Tuesday, September 20, 2011

Blindfolded

"But once you began admitting explanations in terms of purpose-well, you didn’t know what the result might be. It was the sort of idea that might easily decondition the more unsettled minds among the higher castes-make them lose their faith in happiness as the Sovereign Good and take to believing, instead, that the goal was somewhere beyond, somewhere outside the present human sphere, that the purpose of life was not the maintenance of well-being, but some intensification and refining of consciousness, some enlargement of knowledge" (118).

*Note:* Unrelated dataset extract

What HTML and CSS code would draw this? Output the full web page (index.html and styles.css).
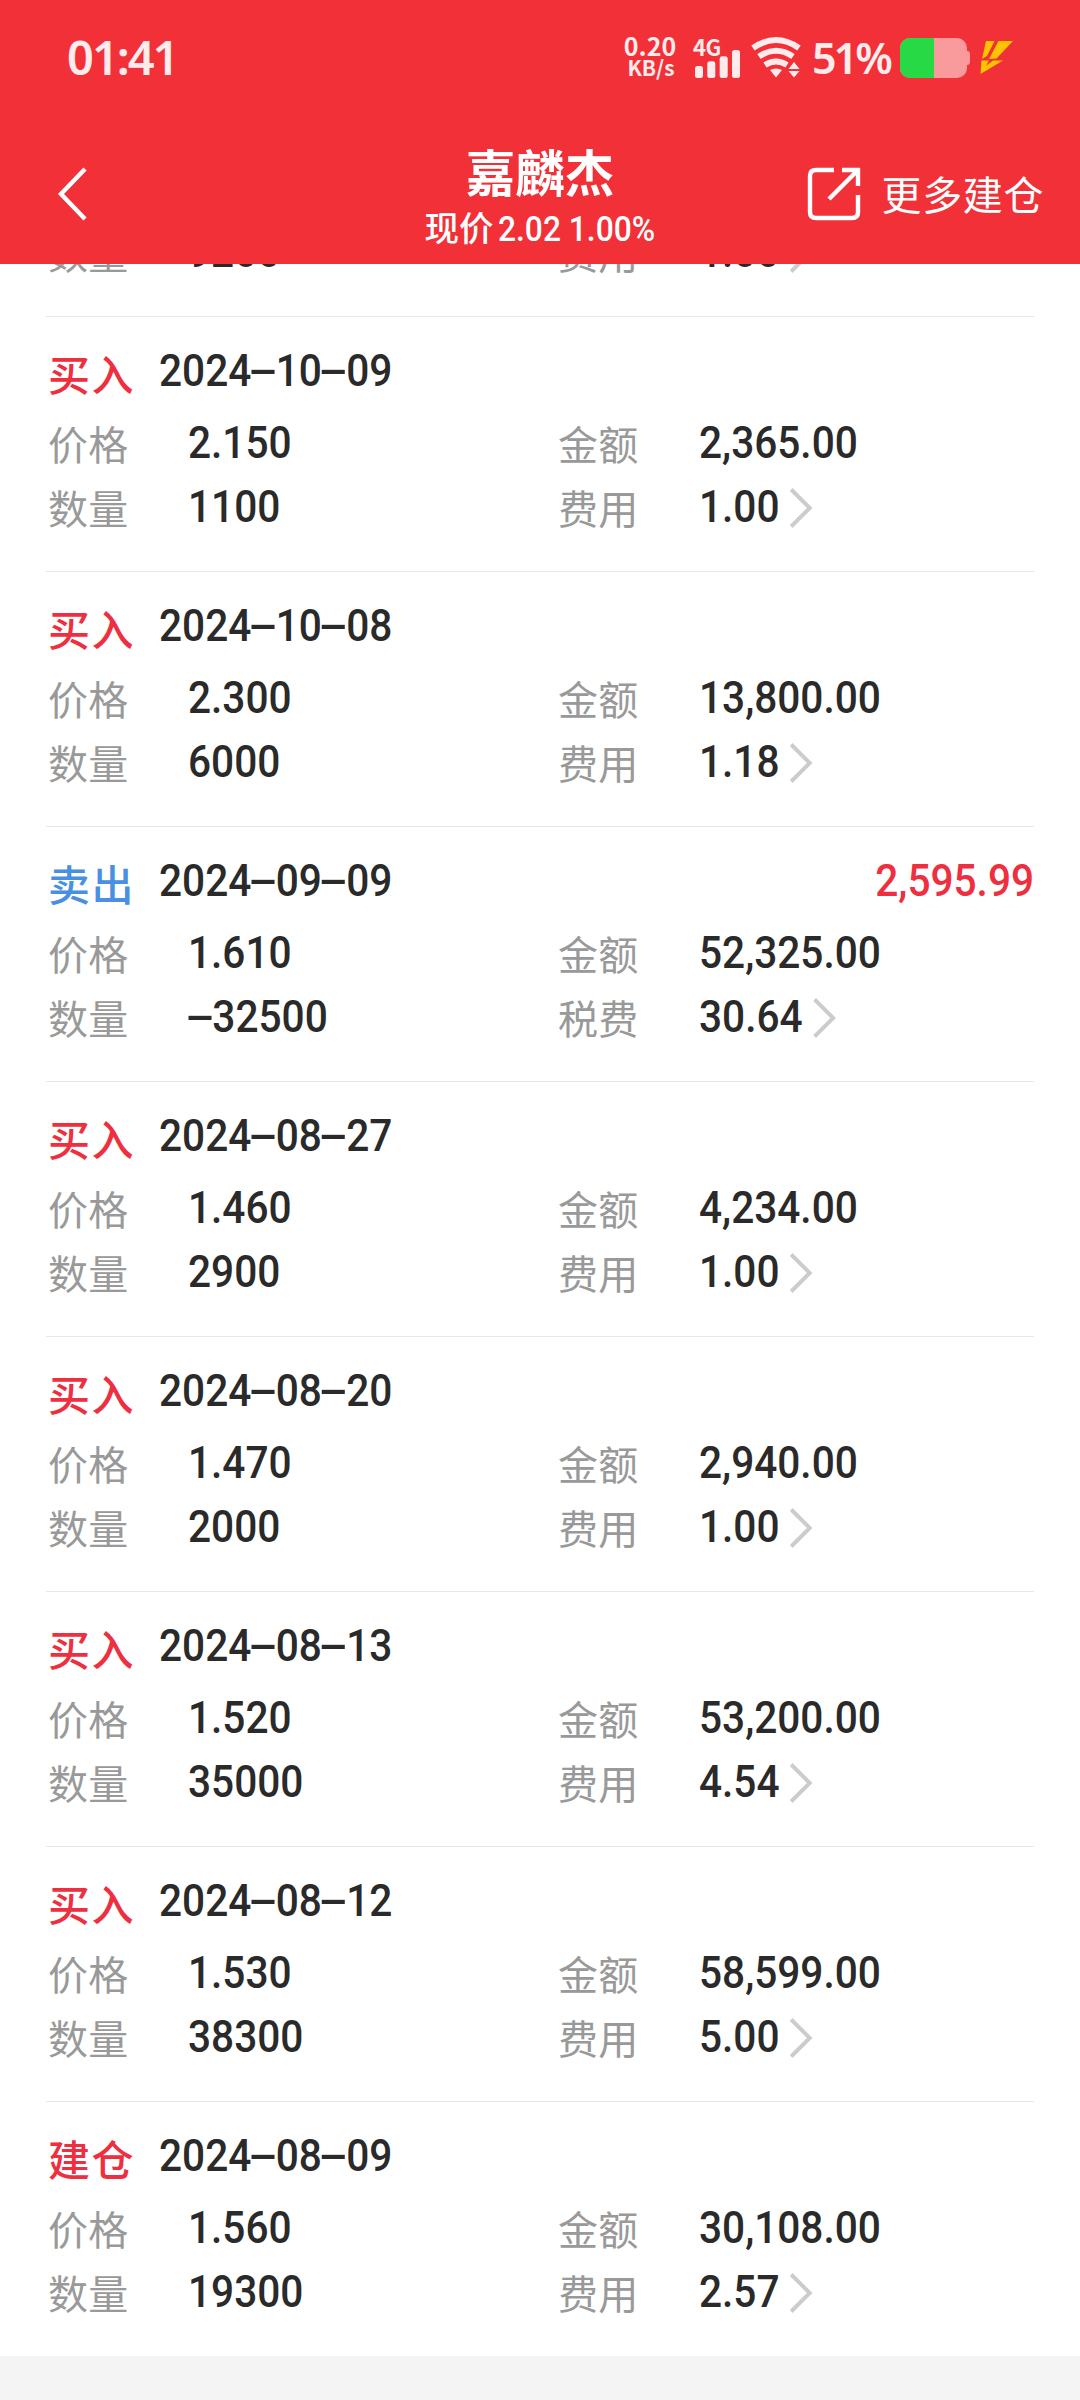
FILE: index.html
```html
<!DOCTYPE html>
<html lang="zh-CN">
<head>
    <meta charset="UTF-8">
    <meta name="viewport" content="width=device-width, initial-scale=1.0">
    <title>嘉麟杰</title>
    <link rel="stylesheet" href="styles.css">
</head>
<body>

<header>
    <div class="status-bar">
        <div class="time">01:41</div>
        <div class="status-icons">
            <div class="speed">
                <span class="speed-num">0.20</span>
                <span class="speed-unit">KB/s</span>
            </div>
            <div class="signal">
                <span class="network">4G</span>
                <svg width="46" height="28" viewBox="0 0 46 28" fill="#ffebec">
                    <rect x="0" y="16" width="8" height="12" rx="2.5"/>
                    <rect x="12.3" y="11.3" width="8" height="16.7" rx="2.5"/>
                    <rect x="24.7" y="6.3" width="8" height="21.7" rx="2.5"/>
                    <rect x="37" y="0" width="8" height="28" rx="2.5"/>
                </svg>
            </div>
            <svg class="wifi" width="50" height="42" viewBox="0 0 50 42">
                <g fill="none" stroke="#ffebec" stroke-width="6">
                    <path d="M2 12Q25 -4 48 12"/>
                    <path d="M8 20.5Q25 9 42 20.5"/>
                    <path d="M14 29Q25 22 36 29"/>
                </g>
                <path fill="#ffebec" d="M19 34Q25 31 31 34L25 41.5ZM37.5 33L43 26L48.5 33ZM37.5 35L48.5 35L43 41.5Z"/>
            </svg>
            <span class="percent">51%</span>
            <div class="battery">
                <div class="battery-level"></div>
            </div>
            <svg class="bolt" width="34" height="34" viewBox="0 0 34 34" fill="#ffc400">
                <path d="M6 0H14.5L7 15L2 18ZM18.5 0H33L16.5 17.5L9 18ZM1.5 19.5H9L6 25L13 19.5H23L0.5 33Z"/>
            </svg>
        </div>
    </div>
    <div class="nav-bar">
        <svg class="back" width="32" height="56" viewBox="0 0 32 56" fill="none" stroke="#fff" stroke-width="4.4">
            <path d="M29 3L5 28L29 53"/>
        </svg>
        <div class="stock">
            <h1>嘉麟杰</h1>
            <div class="quote">现价<span class="quote-num">2.02 1.00%</span></div>
        </div>
        <div class="more">
            <svg width="54" height="54" viewBox="0 0 54 54" fill="none" stroke="#fff" stroke-width="4.4">
                <path d="M27 3H9Q3 3 3 9V45Q3 51 9 51H45Q51 51 51 45V28"/>
                <path d="M35 3H51V19M51 3L22 32"/>
            </svg>
            <span>更多建仓</span>
        </div>
    </div>
</header>

<div class="records" id="records"></div>

<script>
    const records = [
        ["买入", "2024-10-10", "2.130", "9200", "19,596.00", "费用", "1.00"],
        ["买入", "2024-10-09", "2.150", "1100", "2,365.00", "费用", "1.00"],
        ["买入", "2024-10-08", "2.300", "6000", "13,800.00", "费用", "1.18"],
        ["卖出", "2024-09-09", "1.610", "-32500", "52,325.00", "税费", "30.64", "2,595.99"],
        ["买入", "2024-08-27", "1.460", "2900", "4,234.00", "费用", "1.00"],
        ["买入", "2024-08-20", "1.470", "2000", "2,940.00", "费用", "1.00"],
        ["买入", "2024-08-13", "1.520", "35000", "53,200.00", "费用", "4.54"],
        ["买入", "2024-08-12", "1.530", "38300", "58,599.00", "费用", "5.00"],
        ["建仓", "2024-08-09", "1.560", "19300", "30,108.00", "费用", "2.57"]
    ];
    const chevron = '<svg class="chevron" width="26" height="42" viewBox="0 0 24 42" preserveAspectRatio="none"><path d="M2 2.5L21 21L2 39.5" fill="none" stroke="#ccc" stroke-width="4"/></svg>';

    function num(text) {
        return text.replace(/-/g, '<span class="dash">-</span>');
    }

    document.getElementById("records").innerHTML = records.map(function(r) {
        return `
        <div class="record">
            <div class="record-head">
                <span class="type ${r[0] === "卖出" ? "sell" : "buy"}">${r[0]}</span>
                <span class="value">${num(r[1])}</span>
                <span class="profit">${r[7] || ""}</span>
            </div>
            <div class="record-row">
                <span class="label">价格</span><span class="value">${r[2]}</span>
                <span class="label">金额</span><span class="value">${r[4]}</span>
            </div>
            <div class="record-row">
                <span class="label">数量</span><span class="value">${num(r[3])}</span>
                <span class="label">${r[5]}</span><span class="value">${r[6]}${chevron}</span>
            </div>
        </div>`;
    }).join("");
</script>

</body>
</html>
```
FILE: styles.css
```css
* {
    box-sizing: border-box;
}
body {
    font-family: "Noto Sans CJK SC", sans-serif;
    margin: 0;
    height: 2400px;
    background-color: #f4f4f4;
    display: flex;
    flex-direction: column;
    overflow: hidden;
}
header {
    background-color: #f23037;
    color: #fff;
    height: 264px;
    flex: none;
}
.status-bar {
    height: 116px;
    padding: 0 66px 0 67px;
    display: flex;
    justify-content: space-between;
    color: #ffebec;
    line-height: 1;
}
.time {
    font-family: "Noto Sans", sans-serif;
    font-size: 47px;
    font-weight: 600;
    letter-spacing: -2px;
    line-height: 115px;
}
.status-icons {
    display: flex;
    height: 78px;
    align-items: flex-end;
}
.speed {
    display: flex;
    flex-direction: column;
    width: 54px;
    align-items: center;
    font-weight: 700;
}
.speed-num {
    font-size: 25px;
    line-height: 23px;
}
.speed-unit {
    font-size: 21px;
    line-height: 21px;
    margin-left: 2px;
}
.signal {
    width: 48px;
    margin-left: 16px;
    display: flex;
    flex-direction: column;
}
.network {
    font-size: 22px;
    font-weight: 700;
    line-height: 20px;
    letter-spacing: -0.5px;
    margin-bottom: -6px;
}
.signal svg {
    margin-left: 2px;
}
.wifi {
    margin-left: 10px;
}
.percent {
    font-family: "Noto Sans", sans-serif;
    font-size: 43px;
    font-weight: 600;
    letter-spacing: -3px;
    line-height: 41px;
    width: 76px;
    margin-left: 11px;
    margin-right: -1px;
}
.battery {
    width: 67px;
    height: 40px;
    margin-left: 13px;
    border-radius: 10px;
    background-color: #f99b9d;
    position: relative;
}
.battery::after {
    content: "";
    position: absolute;
    right: -3px;
    top: 13px;
    width: 3px;
    height: 14px;
    background-color: #f99b9d;
    border-radius: 0 3px 3px 0;
}
.battery-level {
    width: 50%;
    height: 100%;
    background-color: #28d946;
    border-radius: 10px 0 0 10px;
}
.bolt {
    margin: 0 0 3px 13px;
}
.nav-bar {
    height: 148px;
    padding: 0 36px;
    display: grid;
    grid-template-columns: 1fr auto 1fr;
    align-items: start;
}
.back {
    margin: 50px 0 0 20px;
}
.stock {
    text-align: center;
}
h1 {
    margin: 22px 0 0;
    font-size: 49.5px;
    font-weight: 700;
    line-height: 66px;
}
.quote {
    font-size: 34.5px;
    font-weight: 500;
    line-height: 44px;
    white-space: nowrap;
    margin-left: 7px;
}
.quote-num {
    font-family: Roboto, sans-serif;
    font-size: 34.5px;
    display: inline-block;
    margin-left: 4px;
    margin-right: -6px;
    transform: scaleX(0.92);
    transform-origin: left center;
}
.more {
    display: flex;
    justify-content: flex-end;
    margin-top: 51px;
    font-size: 40px;
    line-height: 53px;
}
.more span {
    letter-spacing: 0.6px;
    margin-left: 21px;
}
.records {
    background-color: #fff;
    height: 2092px;
    padding: 0 46px;
    display: flex;
    flex-direction: column;
    justify-content: flex-end;
    overflow: hidden;
}
.record {
    height: 255px;
    flex: none;
    padding: 27px 0 0 2px;
    border-top: 1px solid #e8e8e8;
}
.record-head {
    display: flex;
    height: 68px;
}
.type {
    width: 111px;
    font-size: 42px;
    font-weight: 500;
    letter-spacing: 1.5px;
    line-height: 57px;
}
.buy {
    color: #ee2f40;
}
.sell {
    color: #4a90e2;
}
.value, .profit {
    font-family: Roboto, sans-serif;
    font-size: 45px;
    font-weight: 500;
    line-height: 54px;
    color: #2a2a2a;
    white-space: nowrap;
    transform: scaleX(0.902);
    transform-origin: left center;
}
.profit {
    margin-left: auto;
    color: #ee2f40;
    transform-origin: right center;
}
.dash {
    display: inline-block;
    width: 27px;
    text-align: center;
    transform: translateY(-1px) scaleX(2.2);
}
.record-row {
    height: 64px;
    display: grid;
    grid-template-columns: 140px 370px 141px auto;
}
.record-row .value {
    line-height: 62px;
}
.label {
    font-size: 40px;
    letter-spacing: 0.3px;
    line-height: 63px;
    color: #999;
}
.chevron {
    margin-left: 11px;
    vertical-align: -7px;
}
```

In this particular section of Brave New World, Mustapa Mond grapples with the elusive concept of a world that it governed more by truth, no matter how cruel it may be, rather than material and artificial bliss. His decision to reject the publication of the paper, "A New Theory of Biology", symbolically demonstrates society's aversion to reality, as is demonstrated by the unabashed promotion of soma pill consumption. Oddly enough, Mond is particularly impressed by the paper, and he even comments, "It was a masterly piece of work" (118). Yet he is unwilling to grant its admission into society, consequently assuring and reinforcing the significance of material happiness, while simultaneously tightening the acetate silk cloth that has blinded that society for so long. Mond staunchly believes that truth cannot coexist with happiness because it will undermine the synthetic order of things in their consumption-focused society. It is interesting to note that in denying the publication of "A New theory of Biology", Mond, who blatantly admitted that the paper interested him, is ironically depriving himself of a certain happiness, which is, after all, his society's defined purpose of existence.


Is knowledge power? Or does a society immersed in ignorance function more efficiently than one in truth?